*** EXERCISE INPUT
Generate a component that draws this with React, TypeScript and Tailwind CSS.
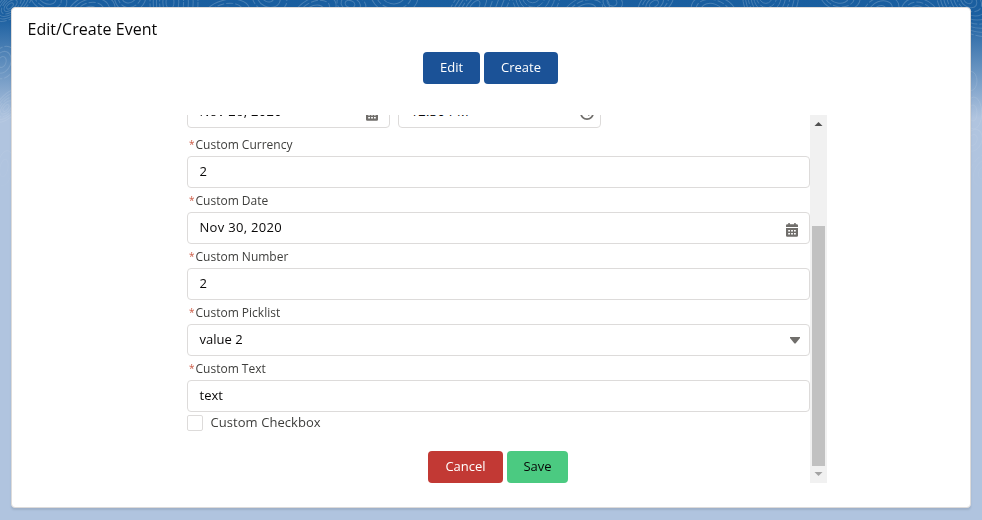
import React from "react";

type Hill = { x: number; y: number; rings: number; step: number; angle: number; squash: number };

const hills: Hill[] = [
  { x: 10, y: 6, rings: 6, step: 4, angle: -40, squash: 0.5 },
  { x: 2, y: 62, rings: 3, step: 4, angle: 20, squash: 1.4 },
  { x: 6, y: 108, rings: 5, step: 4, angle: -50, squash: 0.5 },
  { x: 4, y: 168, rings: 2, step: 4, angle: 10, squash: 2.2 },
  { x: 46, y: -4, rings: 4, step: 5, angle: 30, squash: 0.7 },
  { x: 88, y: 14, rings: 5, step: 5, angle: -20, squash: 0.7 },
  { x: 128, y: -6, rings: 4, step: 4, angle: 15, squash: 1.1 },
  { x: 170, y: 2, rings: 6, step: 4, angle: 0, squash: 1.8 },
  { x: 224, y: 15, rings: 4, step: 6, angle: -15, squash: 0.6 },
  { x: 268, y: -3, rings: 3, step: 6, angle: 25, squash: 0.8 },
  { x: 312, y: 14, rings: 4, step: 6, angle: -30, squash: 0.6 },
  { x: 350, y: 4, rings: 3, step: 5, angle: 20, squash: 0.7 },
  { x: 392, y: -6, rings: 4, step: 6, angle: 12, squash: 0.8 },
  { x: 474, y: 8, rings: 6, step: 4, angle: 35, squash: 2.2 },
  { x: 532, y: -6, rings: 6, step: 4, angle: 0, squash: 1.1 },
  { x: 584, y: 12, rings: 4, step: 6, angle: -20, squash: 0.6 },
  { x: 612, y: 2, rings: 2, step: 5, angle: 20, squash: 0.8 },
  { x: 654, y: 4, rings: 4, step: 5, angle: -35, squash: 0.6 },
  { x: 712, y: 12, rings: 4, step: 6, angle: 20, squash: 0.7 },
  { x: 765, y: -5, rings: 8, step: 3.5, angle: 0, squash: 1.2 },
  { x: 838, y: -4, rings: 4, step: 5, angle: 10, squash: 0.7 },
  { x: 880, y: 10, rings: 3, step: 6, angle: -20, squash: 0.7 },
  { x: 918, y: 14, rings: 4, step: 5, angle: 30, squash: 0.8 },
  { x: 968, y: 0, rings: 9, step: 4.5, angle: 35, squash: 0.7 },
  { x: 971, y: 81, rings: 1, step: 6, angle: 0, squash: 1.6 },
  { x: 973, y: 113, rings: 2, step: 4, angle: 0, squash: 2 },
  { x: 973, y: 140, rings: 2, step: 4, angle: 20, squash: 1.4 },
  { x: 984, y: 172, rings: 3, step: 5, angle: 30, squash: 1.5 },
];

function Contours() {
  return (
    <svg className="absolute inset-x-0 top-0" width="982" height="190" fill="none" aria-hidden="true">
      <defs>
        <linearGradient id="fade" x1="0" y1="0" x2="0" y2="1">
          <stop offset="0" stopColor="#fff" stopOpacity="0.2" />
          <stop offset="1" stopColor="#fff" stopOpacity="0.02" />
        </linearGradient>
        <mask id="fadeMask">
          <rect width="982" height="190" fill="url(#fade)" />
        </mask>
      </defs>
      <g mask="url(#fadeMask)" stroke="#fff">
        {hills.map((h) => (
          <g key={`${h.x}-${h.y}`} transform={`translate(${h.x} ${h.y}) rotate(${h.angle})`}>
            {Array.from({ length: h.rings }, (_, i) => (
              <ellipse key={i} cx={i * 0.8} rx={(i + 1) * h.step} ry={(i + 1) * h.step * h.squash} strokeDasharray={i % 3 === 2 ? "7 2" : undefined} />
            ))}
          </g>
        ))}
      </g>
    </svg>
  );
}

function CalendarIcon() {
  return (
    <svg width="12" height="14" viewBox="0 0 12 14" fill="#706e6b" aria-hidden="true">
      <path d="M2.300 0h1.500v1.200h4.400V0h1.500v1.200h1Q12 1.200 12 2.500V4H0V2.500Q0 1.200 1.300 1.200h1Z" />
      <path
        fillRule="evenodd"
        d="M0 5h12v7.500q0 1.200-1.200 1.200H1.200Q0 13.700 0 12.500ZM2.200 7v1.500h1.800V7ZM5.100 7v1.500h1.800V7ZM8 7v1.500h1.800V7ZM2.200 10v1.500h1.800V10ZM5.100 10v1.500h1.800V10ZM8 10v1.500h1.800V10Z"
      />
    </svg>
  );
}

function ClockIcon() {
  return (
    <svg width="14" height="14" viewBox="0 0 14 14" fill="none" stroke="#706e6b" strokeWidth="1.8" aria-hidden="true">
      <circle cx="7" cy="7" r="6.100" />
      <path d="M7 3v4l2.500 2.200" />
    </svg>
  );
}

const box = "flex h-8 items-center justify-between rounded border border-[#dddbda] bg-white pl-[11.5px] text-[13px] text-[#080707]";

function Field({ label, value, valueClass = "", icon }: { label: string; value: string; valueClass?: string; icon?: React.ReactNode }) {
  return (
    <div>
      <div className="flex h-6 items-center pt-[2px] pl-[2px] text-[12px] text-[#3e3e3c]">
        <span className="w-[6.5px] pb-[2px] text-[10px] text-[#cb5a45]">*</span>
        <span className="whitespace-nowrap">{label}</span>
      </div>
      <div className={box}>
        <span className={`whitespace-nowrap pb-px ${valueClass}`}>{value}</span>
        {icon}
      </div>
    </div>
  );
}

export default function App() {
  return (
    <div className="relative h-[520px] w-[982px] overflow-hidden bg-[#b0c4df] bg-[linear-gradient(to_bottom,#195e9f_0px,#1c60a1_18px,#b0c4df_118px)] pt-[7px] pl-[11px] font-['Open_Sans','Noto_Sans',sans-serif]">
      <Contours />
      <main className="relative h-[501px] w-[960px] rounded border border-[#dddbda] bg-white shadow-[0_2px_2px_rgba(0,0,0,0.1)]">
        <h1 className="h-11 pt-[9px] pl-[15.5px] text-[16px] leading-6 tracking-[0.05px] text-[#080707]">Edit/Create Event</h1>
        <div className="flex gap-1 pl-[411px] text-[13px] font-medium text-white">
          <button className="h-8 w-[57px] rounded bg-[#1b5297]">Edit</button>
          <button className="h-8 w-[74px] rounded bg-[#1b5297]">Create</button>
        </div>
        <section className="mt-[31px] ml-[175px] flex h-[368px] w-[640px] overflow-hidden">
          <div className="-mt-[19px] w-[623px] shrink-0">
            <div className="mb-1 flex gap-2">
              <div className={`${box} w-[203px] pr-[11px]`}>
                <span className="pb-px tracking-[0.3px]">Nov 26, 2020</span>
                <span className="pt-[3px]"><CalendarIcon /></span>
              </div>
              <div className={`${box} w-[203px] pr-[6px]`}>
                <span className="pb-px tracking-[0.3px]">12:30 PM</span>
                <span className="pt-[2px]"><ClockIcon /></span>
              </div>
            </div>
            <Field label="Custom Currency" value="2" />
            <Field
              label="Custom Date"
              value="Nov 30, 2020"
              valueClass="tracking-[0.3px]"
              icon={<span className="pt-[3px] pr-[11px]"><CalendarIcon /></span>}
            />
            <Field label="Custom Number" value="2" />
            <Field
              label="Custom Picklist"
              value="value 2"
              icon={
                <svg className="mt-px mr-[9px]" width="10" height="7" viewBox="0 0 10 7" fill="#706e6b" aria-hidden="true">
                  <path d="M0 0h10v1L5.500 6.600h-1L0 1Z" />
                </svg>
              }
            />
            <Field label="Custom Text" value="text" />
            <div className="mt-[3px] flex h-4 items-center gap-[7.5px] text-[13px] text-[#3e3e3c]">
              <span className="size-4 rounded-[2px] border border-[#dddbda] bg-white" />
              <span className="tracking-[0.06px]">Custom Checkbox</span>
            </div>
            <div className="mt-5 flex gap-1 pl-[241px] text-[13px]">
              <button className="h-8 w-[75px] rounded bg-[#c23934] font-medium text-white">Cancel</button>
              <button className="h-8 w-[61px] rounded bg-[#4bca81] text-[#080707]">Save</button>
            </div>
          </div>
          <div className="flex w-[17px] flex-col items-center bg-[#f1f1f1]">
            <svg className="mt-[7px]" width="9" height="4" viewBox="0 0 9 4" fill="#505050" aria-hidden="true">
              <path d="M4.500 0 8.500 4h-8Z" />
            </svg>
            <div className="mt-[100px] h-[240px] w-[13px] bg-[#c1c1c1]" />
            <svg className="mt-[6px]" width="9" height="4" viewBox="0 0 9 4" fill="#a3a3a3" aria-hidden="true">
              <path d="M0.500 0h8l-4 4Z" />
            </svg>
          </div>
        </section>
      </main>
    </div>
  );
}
******
*** EXERCISE INPUT
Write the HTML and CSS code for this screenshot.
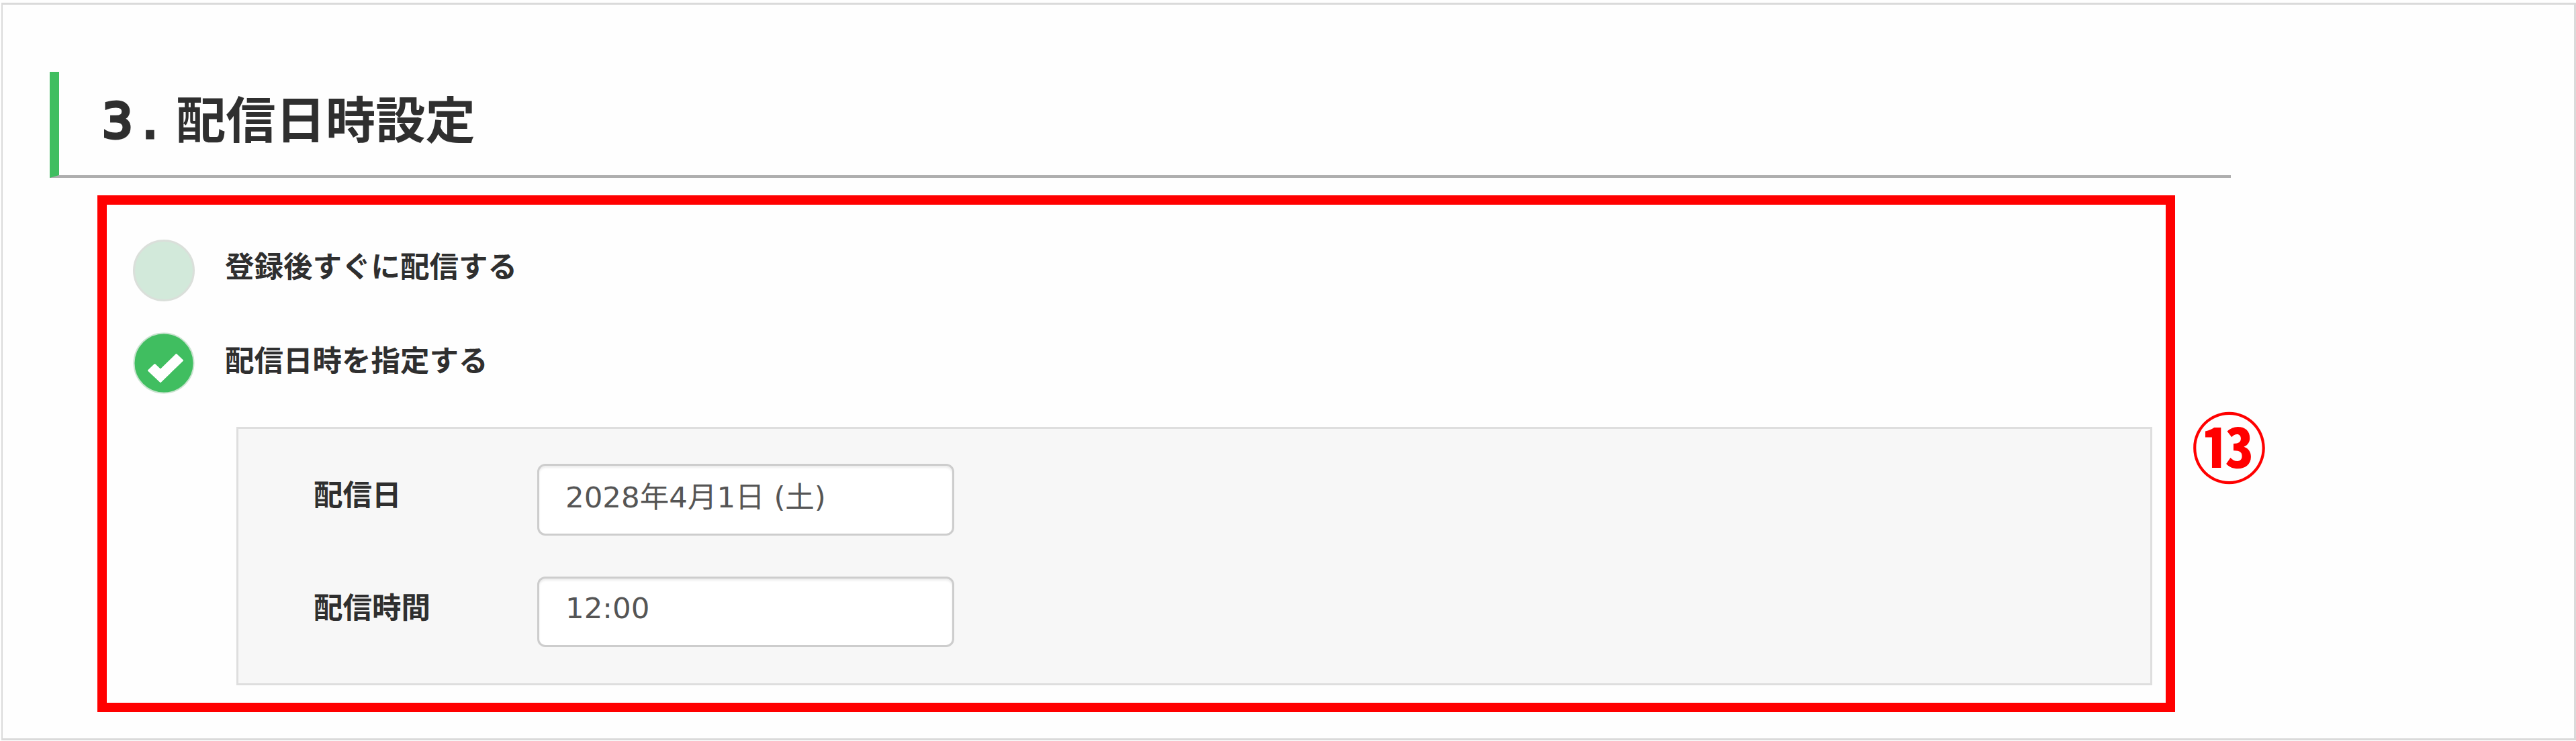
******
Keep to the lines between the line with "Generate a component" and the line with "number; y: number;", inclusive, and transcribe them without pictures.

▶ **EXERCISE RESPONSE**:
Generate a component that draws this with React, TypeScript and Tailwind CSS.
import React from "react";

type Hill = { x: number; y: number; rings: number; step: number; angle: number; squash: number };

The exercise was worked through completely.